France | France, Cour administrative d'appel de Nantes, 2ème chambre b, 09 mars 2012, 09NT01777


Vu la requête, enregistrée le 20 juillet 2009, présentée pour M. et Mme Bernard X, demeurant ..., par Me Labrusse, avocat au barreau de Caen ; M. et Mme X demandent à la cour :

1°) d'annuler le jugement n° 07-2214 du 22 mai 2009 en tant que, par celui-ci, le tribunal administratif de Caen n'a fait droit qu'à hauteur de 2 034,79 euros à leur demande tendant à l'indemnisation des préjudices qu'a subi leur exploitation agricole en raison de la réalisation de la rocade sud de Saint-Lo et a rejeté le surplus de leurs demandes ;

2°) de mettre à la charge du département

de la Manche la somme de 103 021,90 euros, assortie des intérêts au taux l...

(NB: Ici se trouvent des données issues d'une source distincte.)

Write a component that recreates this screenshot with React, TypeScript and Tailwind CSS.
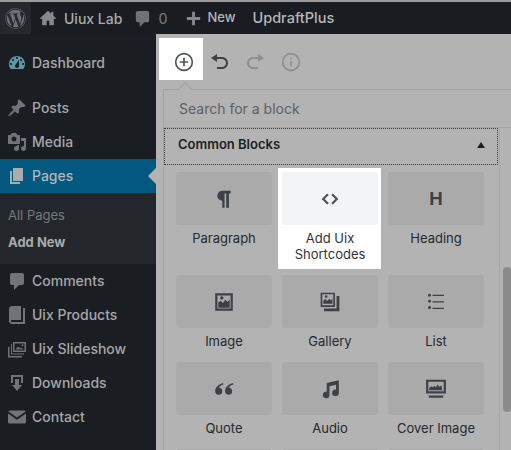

Vu la requête, enregistrée le 20 juillet 2009, présentée pour M. et Mme Bernard X, demeurant ..., par Me Labrusse, avocat au barreau de Caen ; M. et Mme X demandent à la cour :

1°) d'annuler le jugement n° 07-2214 du 22 mai 2009 en tant que, par celui-ci, le tribunal administratif de Caen n'a fait droit qu'à hauteur de 2 034,79 euros à leur demande tendant à l'indemnisation des préjudices qu'a subi leur exploitation agricole en raison de la réalisation de la rocade sud de Saint-Lo et a rejeté le surplus de leurs demandes ;

2°) de mettre à la charge du département de la Manche la somme de 103 021,90 euros, assortie des intérêts au taux légal à compter du 28 décembre 2006, date de réception de leur demande préalable du 22 décembre 2006 ;

3°) de mettre à la charge du département de la Manche la somme de 1 500 euros au titre de l'article L. 761-1 du code de justice administrative ;

.......................................................................................................................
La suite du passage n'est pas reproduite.